Jan de Molder (sometimes Jean de Molder, fl. 1494–1550) was a Northern Renaissance wood carver active in Antwerp in the early 16th century. His work represents the beginnings of Antwerp Mannerism.

==Life==
Very little is known about the life of Jan de Molder. He was active in Antwerp and was brother-in-law of a prior of Averbode Abbey named Adriaen. Works of his hand survive in the Cluny Museum in Paris and in the churches of Botkyrka, Dillnäs, Lofta, Västerlövsta and Västerfärnebo churches, Sweden.

==Work==
The artist is known only for the production of two carved altarpieces for the abbey of Averbode. The first one commissioned in 1513 is an altarpiece bearing the Antwerp mark of quality and the arms of the abbey of Averbode now in the Cluny Museum in Paris. The carved scenes are identical with those specified in the Averbode contract. The second altarpiece is lost.

The style of the Cluny altarpiece shows the beginnings of Antwerp Mannerism in its elaborate and arched frame and the crowded compositions. The compact and animated figure types, unaffected gestures and angular drapery are regarded as more characteristic of late 15th-century sculpture.

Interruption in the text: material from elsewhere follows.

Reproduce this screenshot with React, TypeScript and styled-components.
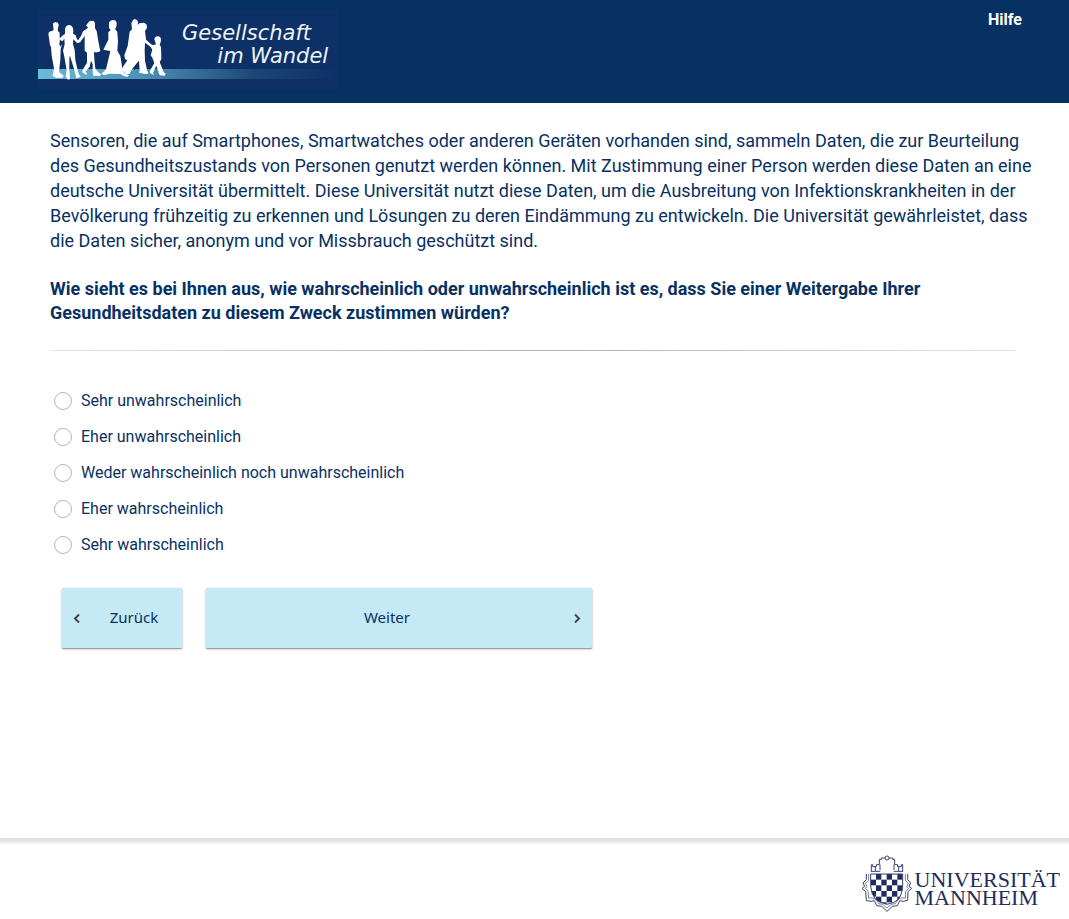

Other characteristics are visible in a polyptych in the collection of the National Museum in Warsaw - so-called Saint Reinhold Altar. 10 scenes from the life of Mary arranged in 2 rows with additional 4 sections with figures of Saints were crowned by architectural decorations in the form of curved tracery. The top of the retable in variety of curves and accolades, as well as disproportionality of figures are other features of de Molder's style. Oak wood, used for production, was covered with a coating of gesso (size and chalk) over which gold leaf and colour were laid. The polyptych was commissioned by Brotherhood of Saint Reinhold in Gdańsk and created before 1516 in cooperation with Joos van Cleve who painted the side wings.